DIRECTIONS
Quote the whole listing word for word. Do not include the pictures.

DATASET CONTENT
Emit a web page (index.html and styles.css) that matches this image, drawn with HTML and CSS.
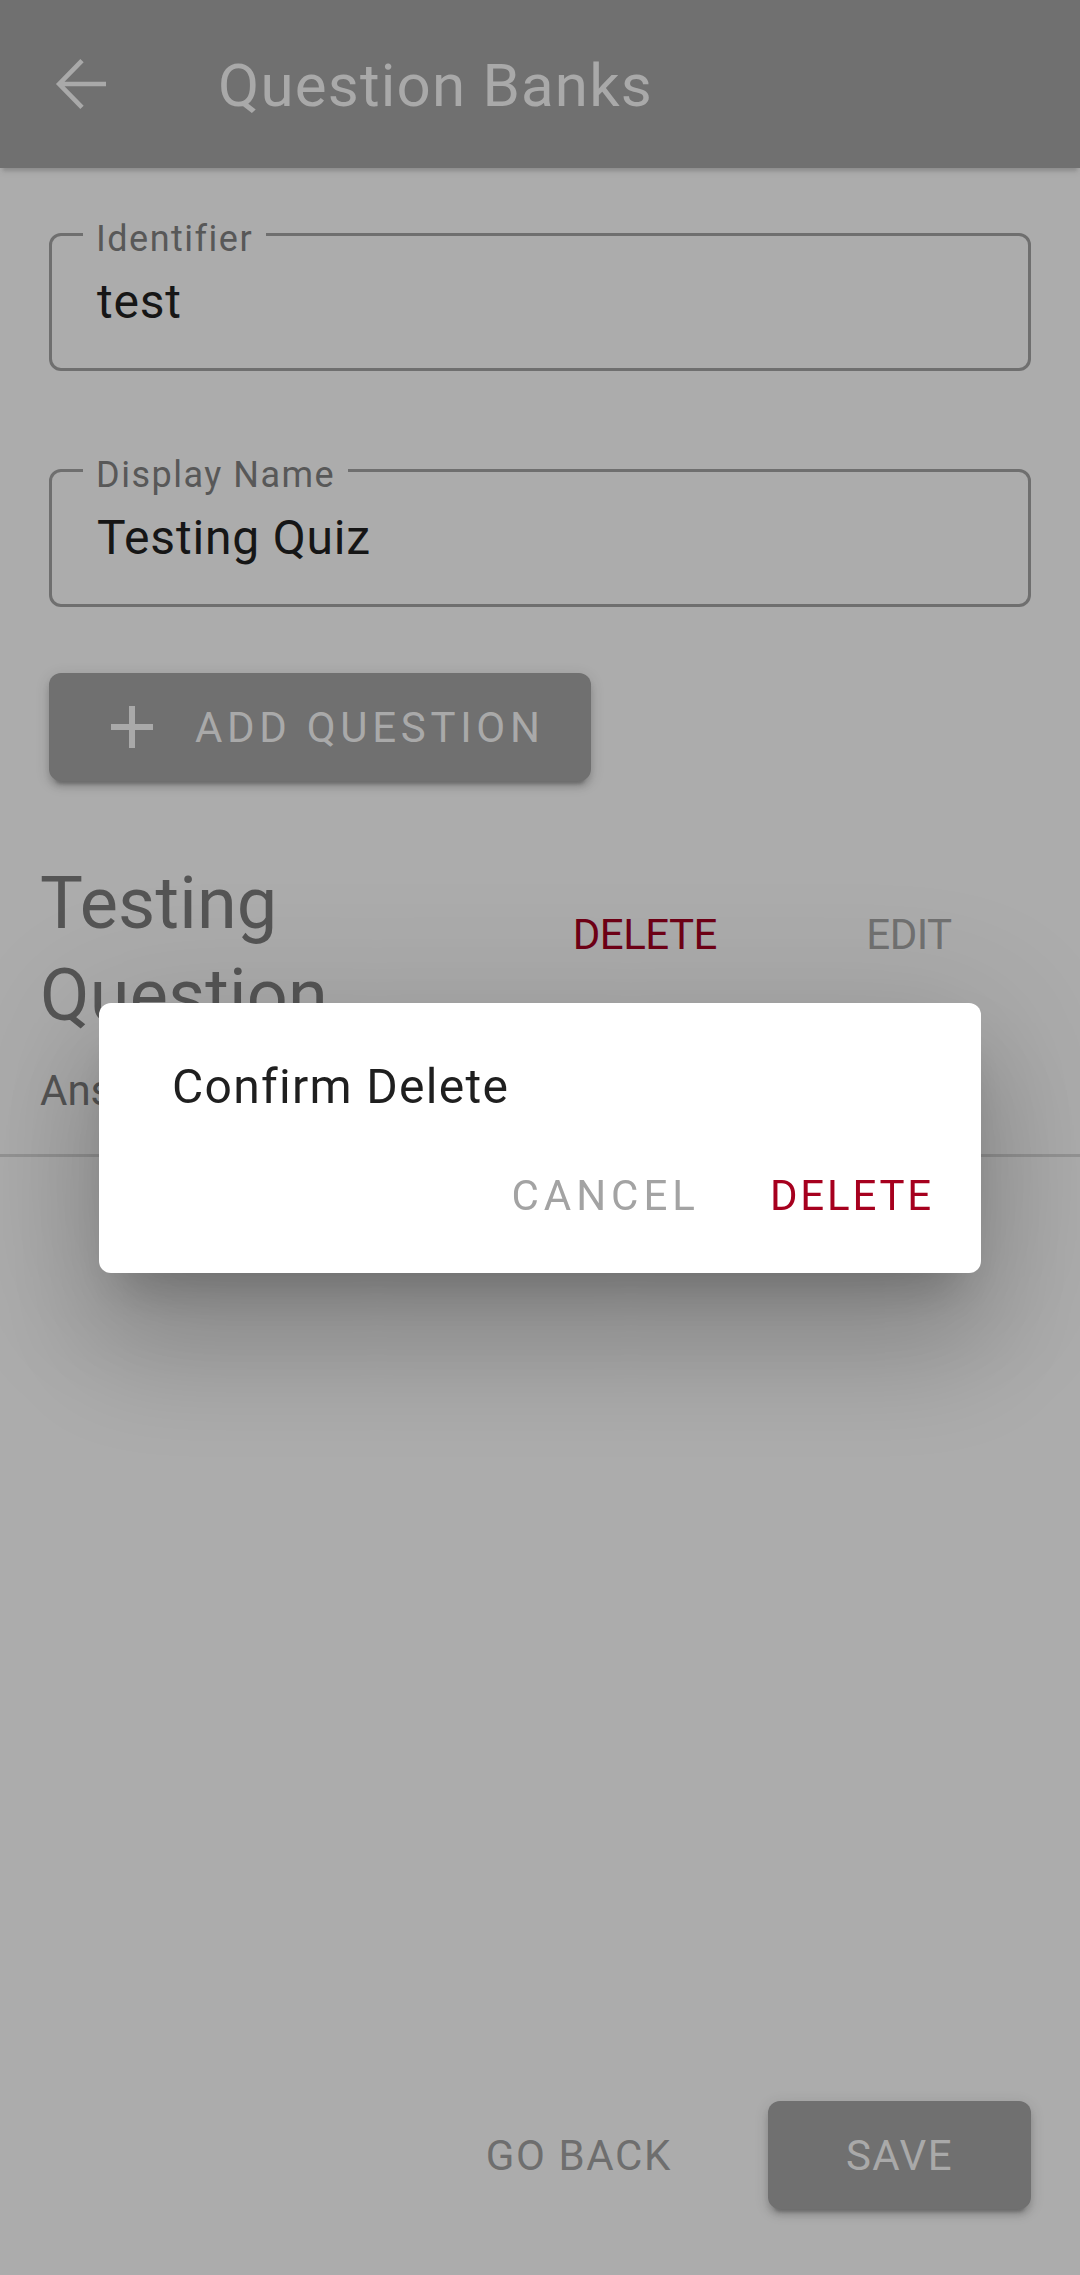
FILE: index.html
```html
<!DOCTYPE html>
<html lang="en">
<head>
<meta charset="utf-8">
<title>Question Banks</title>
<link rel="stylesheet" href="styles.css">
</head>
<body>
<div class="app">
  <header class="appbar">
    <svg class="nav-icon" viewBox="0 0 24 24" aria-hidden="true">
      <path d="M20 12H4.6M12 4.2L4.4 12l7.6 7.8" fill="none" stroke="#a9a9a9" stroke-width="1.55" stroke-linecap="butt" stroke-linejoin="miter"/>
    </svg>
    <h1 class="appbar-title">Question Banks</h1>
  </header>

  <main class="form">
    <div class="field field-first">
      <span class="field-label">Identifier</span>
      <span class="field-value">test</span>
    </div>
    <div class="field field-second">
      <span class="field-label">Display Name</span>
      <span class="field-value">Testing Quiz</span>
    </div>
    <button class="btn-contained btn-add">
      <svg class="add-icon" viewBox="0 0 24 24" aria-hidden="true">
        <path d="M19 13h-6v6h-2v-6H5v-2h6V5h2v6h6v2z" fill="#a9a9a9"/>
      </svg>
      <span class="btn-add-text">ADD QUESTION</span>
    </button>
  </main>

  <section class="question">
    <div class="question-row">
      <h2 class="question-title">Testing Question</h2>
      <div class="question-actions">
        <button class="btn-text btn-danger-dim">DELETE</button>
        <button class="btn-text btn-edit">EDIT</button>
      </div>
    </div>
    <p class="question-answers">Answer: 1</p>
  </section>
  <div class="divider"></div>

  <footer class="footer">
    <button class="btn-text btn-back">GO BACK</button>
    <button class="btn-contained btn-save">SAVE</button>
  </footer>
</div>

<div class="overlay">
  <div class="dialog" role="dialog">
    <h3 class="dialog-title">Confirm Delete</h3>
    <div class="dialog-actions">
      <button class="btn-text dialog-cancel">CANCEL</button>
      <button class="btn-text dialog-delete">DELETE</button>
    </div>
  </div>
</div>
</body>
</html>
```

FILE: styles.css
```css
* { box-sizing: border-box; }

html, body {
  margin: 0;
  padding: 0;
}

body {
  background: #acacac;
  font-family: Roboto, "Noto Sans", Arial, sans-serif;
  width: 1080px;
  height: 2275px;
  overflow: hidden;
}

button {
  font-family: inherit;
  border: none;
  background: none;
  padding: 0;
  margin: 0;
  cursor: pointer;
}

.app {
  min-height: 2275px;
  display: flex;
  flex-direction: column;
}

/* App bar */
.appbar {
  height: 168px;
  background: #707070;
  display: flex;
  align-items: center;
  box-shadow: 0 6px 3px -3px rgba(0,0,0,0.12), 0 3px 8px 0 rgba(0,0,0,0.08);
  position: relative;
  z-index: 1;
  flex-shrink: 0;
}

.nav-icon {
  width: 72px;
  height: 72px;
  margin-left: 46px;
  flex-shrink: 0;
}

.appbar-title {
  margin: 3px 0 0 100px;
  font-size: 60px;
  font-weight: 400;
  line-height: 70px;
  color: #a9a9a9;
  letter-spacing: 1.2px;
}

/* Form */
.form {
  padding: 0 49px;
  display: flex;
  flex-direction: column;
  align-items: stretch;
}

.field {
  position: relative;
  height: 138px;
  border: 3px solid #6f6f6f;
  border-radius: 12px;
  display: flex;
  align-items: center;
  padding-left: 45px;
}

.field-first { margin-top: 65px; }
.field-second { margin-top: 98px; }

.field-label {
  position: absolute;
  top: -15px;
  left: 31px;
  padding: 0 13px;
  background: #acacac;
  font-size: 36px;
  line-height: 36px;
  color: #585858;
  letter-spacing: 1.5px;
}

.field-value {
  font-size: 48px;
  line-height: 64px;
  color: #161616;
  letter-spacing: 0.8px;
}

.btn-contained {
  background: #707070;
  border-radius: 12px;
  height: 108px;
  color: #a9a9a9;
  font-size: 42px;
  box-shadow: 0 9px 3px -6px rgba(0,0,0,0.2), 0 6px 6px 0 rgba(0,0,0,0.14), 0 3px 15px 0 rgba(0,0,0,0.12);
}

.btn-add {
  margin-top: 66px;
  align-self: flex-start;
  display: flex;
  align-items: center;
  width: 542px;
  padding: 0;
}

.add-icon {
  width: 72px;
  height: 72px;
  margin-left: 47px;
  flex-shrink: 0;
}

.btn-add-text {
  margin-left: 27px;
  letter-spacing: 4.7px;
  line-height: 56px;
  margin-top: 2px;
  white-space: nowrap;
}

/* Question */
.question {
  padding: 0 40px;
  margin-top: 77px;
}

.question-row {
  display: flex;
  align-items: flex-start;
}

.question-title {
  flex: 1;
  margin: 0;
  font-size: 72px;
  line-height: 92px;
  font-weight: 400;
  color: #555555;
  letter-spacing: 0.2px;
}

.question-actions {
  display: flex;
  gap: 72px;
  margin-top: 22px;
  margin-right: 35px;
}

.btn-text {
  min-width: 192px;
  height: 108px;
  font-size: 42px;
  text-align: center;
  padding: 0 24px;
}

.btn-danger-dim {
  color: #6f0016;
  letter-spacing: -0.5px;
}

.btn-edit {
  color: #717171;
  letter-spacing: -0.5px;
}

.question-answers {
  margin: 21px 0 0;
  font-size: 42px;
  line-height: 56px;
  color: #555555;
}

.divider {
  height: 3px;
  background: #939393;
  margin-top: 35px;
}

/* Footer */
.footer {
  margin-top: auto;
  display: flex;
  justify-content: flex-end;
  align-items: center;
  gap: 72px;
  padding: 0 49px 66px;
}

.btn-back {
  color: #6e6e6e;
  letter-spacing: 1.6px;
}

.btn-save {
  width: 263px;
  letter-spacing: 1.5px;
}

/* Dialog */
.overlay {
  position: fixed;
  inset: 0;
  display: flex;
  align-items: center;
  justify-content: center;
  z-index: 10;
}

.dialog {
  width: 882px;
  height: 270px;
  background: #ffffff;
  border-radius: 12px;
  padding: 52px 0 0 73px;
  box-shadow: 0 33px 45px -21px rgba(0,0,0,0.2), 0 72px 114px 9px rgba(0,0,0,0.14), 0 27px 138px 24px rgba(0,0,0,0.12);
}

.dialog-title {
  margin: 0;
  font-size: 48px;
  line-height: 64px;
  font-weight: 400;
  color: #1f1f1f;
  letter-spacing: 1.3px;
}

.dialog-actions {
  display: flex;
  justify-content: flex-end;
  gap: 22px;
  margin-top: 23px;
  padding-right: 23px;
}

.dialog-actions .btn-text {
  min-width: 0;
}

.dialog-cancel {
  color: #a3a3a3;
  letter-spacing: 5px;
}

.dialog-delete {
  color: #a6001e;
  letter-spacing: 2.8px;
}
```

SOLUTION
Emit a web page (index.html and styles.css) that matches this image, drawn with HTML and CSS.
FILE: index.html
```html
<!DOCTYPE html>
<html lang="en">
<head>
<meta charset="utf-8">
<title>Question Banks</title>
<link rel="stylesheet" href="styles.css">
</head>
<body>
<div class="app">
  <header class="appbar">
    <svg class="nav-icon" viewBox="0 0 24 24" aria-hidden="true">
      <path d="M20 12H4.6M12 4.2L4.4 12l7.6 7.8" fill="none" stroke="#a9a9a9" stroke-width="1.55" stroke-linecap="butt" stroke-linejoin="miter"/>
    </svg>
    <h1 class="appbar-title">Question Banks</h1>
  </header>

  <main class="form">
    <div class="field field-first">
      <span class="field-label">Identifier</span>
      <span class="field-value">test</span>
    </div>
    <div class="field field-second">
      <span class="field-label">Display Name</span>
      <span class="field-value">Testing Quiz</span>
    </div>
    <button class="btn-contained btn-add">
      <svg class="add-icon" viewBox="0 0 24 24" aria-hidden="true">
        <path d="M19 13h-6v6h-2v-6H5v-2h6V5h2v6h6v2z" fill="#a9a9a9"/>
      </svg>
      <span class="btn-add-text">ADD QUESTION</span>
    </button>
  </main>

  <section class="question">
    <div class="question-row">
      <h2 class="question-title">Testing Question</h2>
      <div class="question-actions">
        <button class="btn-text btn-danger-dim">DELETE</button>
        <button class="btn-text btn-edit">EDIT</button>
      </div>
    </div>
    <p class="question-answers">Answer: 1</p>
  </section>
  <div class="divider"></div>

  <footer class="footer">
    <button class="btn-text btn-back">GO BACK</button>
    <button class="btn-contained btn-save">SAVE</button>
  </footer>
</div>

<div class="overlay">
  <div class="dialog" role="dialog">
    <h3 class="dialog-title">Confirm Delete</h3>
    <div class="dialog-actions">
      <button class="btn-text dialog-cancel">CANCEL</button>
      <button class="btn-text dialog-delete">DELETE</button>
    </div>
  </div>
</div>
</body>
</html>
```

FILE: styles.css
```css
* { box-sizing: border-box; }

html, body {
  margin: 0;
  padding: 0;
}

body {
  background: #acacac;
  font-family: Roboto, "Noto Sans", Arial, sans-serif;
  width: 1080px;
  height: 2275px;
  overflow: hidden;
}

button {
  font-family: inherit;
  border: none;
  background: none;
  padding: 0;
  margin: 0;
  cursor: pointer;
}

.app {
  min-height: 2275px;
  display: flex;
  flex-direction: column;
}

/* App bar */
.appbar {
  height: 168px;
  background: #707070;
  display: flex;
  align-items: center;
  box-shadow: 0 6px 3px -3px rgba(0,0,0,0.12), 0 3px 8px 0 rgba(0,0,0,0.08);
  position: relative;
  z-index: 1;
  flex-shrink: 0;
}

.nav-icon {
  width: 72px;
  height: 72px;
  margin-left: 46px;
  flex-shrink: 0;
}

.appbar-title {
  margin: 3px 0 0 100px;
  font-size: 60px;
  font-weight: 400;
  line-height: 70px;
  color: #a9a9a9;
  letter-spacing: 1.2px;
}

/* Form */
.form {
  padding: 0 49px;
  display: flex;
  flex-direction: column;
  align-items: stretch;
}

.field {
  position: relative;
  height: 138px;
  border: 3px solid #6f6f6f;
  border-radius: 12px;
  display: flex;
  align-items: center;
  padding-left: 45px;
}

.field-first { margin-top: 65px; }
.field-second { margin-top: 98px; }

.field-label {
  position: absolute;
  top: -15px;
  left: 31px;
  padding: 0 13px;
  background: #acacac;
  font-size: 36px;
  line-height: 36px;
  color: #585858;
  letter-spacing: 1.5px;
}

.field-value {
  font-size: 48px;
  line-height: 64px;
  color: #161616;
  letter-spacing: 0.8px;
}

.btn-contained {
  background: #707070;
  border-radius: 12px;
  height: 108px;
  color: #a9a9a9;
  font-size: 42px;
  box-shadow: 0 9px 3px -6px rgba(0,0,0,0.2), 0 6px 6px 0 rgba(0,0,0,0.14), 0 3px 15px 0 rgba(0,0,0,0.12);
}

.btn-add {
  margin-top: 66px;
  align-self: flex-start;
  display: flex;
  align-items: center;
  width: 542px;
  padding: 0;
}

.add-icon {
  width: 72px;
  height: 72px;
  margin-left: 47px;
  flex-shrink: 0;
}

.btn-add-text {
  margin-left: 27px;
  letter-spacing: 4.7px;
  line-height: 56px;
  margin-top: 2px;
  white-space: nowrap;
}

/* Question */
.question {
  padding: 0 40px;
  margin-top: 77px;
}

.question-row {
  display: flex;
  align-items: flex-start;
}

.question-title {
  flex: 1;
  margin: 0;
  font-size: 72px;
  line-height: 92px;
  font-weight: 400;
  color: #555555;
  letter-spacing: 0.2px;
}

.question-actions {
  display: flex;
  gap: 72px;
  margin-top: 22px;
  margin-right: 35px;
}

.btn-text {
  min-width: 192px;
  height: 108px;
  font-size: 42px;
  text-align: center;
  padding: 0 24px;
}

.btn-danger-dim {
  color: #6f0016;
  letter-spacing: -0.5px;
}

.btn-edit {
  color: #717171;
  letter-spacing: -0.5px;
}

.question-answers {
  margin: 21px 0 0;
  font-size: 42px;
  line-height: 56px;
  color: #555555;
}

.divider {
  height: 3px;
  background: #939393;
  margin-top: 35px;
}

/* Footer */
.footer {
  margin-top: auto;
  display: flex;
  justify-content: flex-end;
  align-items: center;
  gap: 72px;
  padding: 0 49px 66px;
}

.btn-back {
  color: #6e6e6e;
  letter-spacing: 1.6px;
}

.btn-save {
  width: 263px;
  letter-spacing: 1.5px;
}

/* Dialog */
.overlay {
  position: fixed;
  inset: 0;
  display: flex;
  align-items: center;
  justify-content: center;
  z-index: 10;
}

.dialog {
  width: 882px;
  height: 270px;
  background: #ffffff;
  border-radius: 12px;
  padding: 52px 0 0 73px;
  box-shadow: 0 33px 45px -21px rgba(0,0,0,0.2), 0 72px 114px 9px rgba(0,0,0,0.14), 0 27px 138px 24px rgba(0,0,0,0.12);
}

.dialog-title {
  margin: 0;
  font-size: 48px;
  line-height: 64px;
  font-weight: 400;
  color: #1f1f1f;
  letter-spacing: 1.3px;
}

.dialog-actions {
  display: flex;
  justify-content: flex-end;
  gap: 22px;
  margin-top: 23px;
  padding-right: 23px;
}

.dialog-actions .btn-text {
  min-width: 0;
}

.dialog-cancel {
  color: #a3a3a3;
  letter-spacing: 5px;
}

.dialog-delete {
  color: #a6001e;
  letter-spacing: 2.8px;
}
```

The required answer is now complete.